Homélie (version développée) du fr. Luc Devillers OP pour le 14 avril 2022 (jeudi saint, C) – Abbaye de Boscodon
Ex 12,1-8.11-14 ; 1 Co 11,23-26 ; Jn 13,1-15
La messe du jeudi saint est dite « en mémoire de la Cène du Seigneur ». La Cène, cena en latin, désigne le repas de fin de journée. Si vous êtes allés en Terre sainte, vous avez pu visiter le Cénacle à Jérusalem : le mot cenaculum désigne une salle à manger. Les franciscains, gardiens des Lieux saints, ont bâti un couvent au lieu supposé du dernier repas pris par Jésus avec ses disciples.
Les deux premières lectures de ce soir ont évoqué deux Pâques. La Pâque célébrée par les Hébreux, en souvenir de leur sortie d’Égypte : « Vous mangerez en toute hâte : c’est la Pâque du Seigneur. […] Ce jour-là sera pour vous un mémorial, une fête de pèlerinage. D’âge en âge vous la fêterez. » Puis, grâce à saint Paul, nous avons entendu le premier témoignage sur l’institution de l’eucharistie par Jésus : « La nuit où il était livré, le Seigneur Jésus prit du pain […] Chaque fois que vous mangez ce pain et que vous buvez cette coupe, vous proclamez la mort du Seigneur, jusqu’à ce qu’il vienne. » Les deux Pâques, la juive et la chrétienne, célèbrent un événement de salut : libération de l’esclavage pour Israël, libération du péché et de la mort pour les chrétiens.
Mais l’évangile de ce soir ne rapporte pas l’institution de l’eucharistie. À la place, il raconte le geste du lavement des pieds. Depuis la réforme liturgique de Vatican II, il est prévu de pratiquer ce rite après l’homélie – ou, dans les communautés monastiques, au chapitre entre frères ou sœurs. Mais ce n’est pas une obligation stricte ; l’essentiel est d’en retenir la portée.
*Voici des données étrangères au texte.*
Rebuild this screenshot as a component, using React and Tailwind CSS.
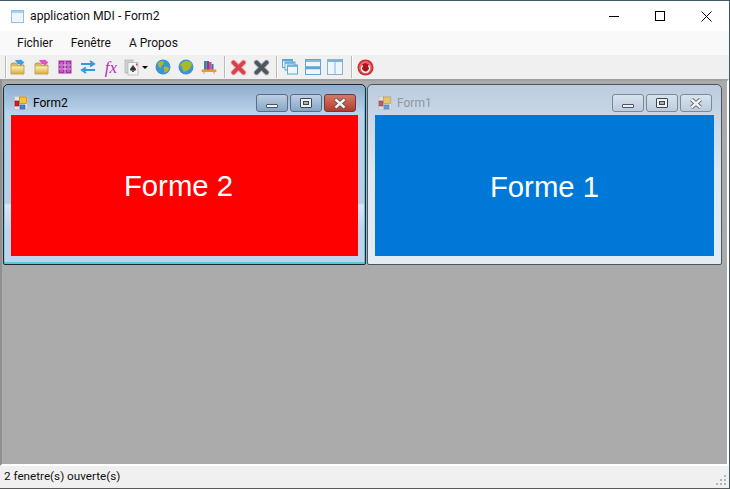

En lavant les pieds de ses disciples, Jésus ne nous fait pas la leçon, ni la morale, il ne donne pas le bon exemple pour que nous puissions l’imiter de façon puérile et servile. Il nous invite à voir comment Dieu agit avec nous : « Comprenez-vous ce que je viens de faire pour vous ? Vous m’appelez “Maître” et “Seigneur”, et vous avez raison, car vraiment je le suis. Si donc moi, le Seigneur et le Maître, je vous ai lavé les pieds, vous aussi, vous devez vous laver les pieds les uns aux autres. C’est un exemple que je vous ai donné afin que vous fassiez, vous aussi, comme j’ai fait pour vous. » Jésus nous présente un Dieu de vie. Il est venu nous donner cette vie, raviver notre foi et notre espérance, faire de nous des témoins authentiques de l’amour de Dieu, de la charité.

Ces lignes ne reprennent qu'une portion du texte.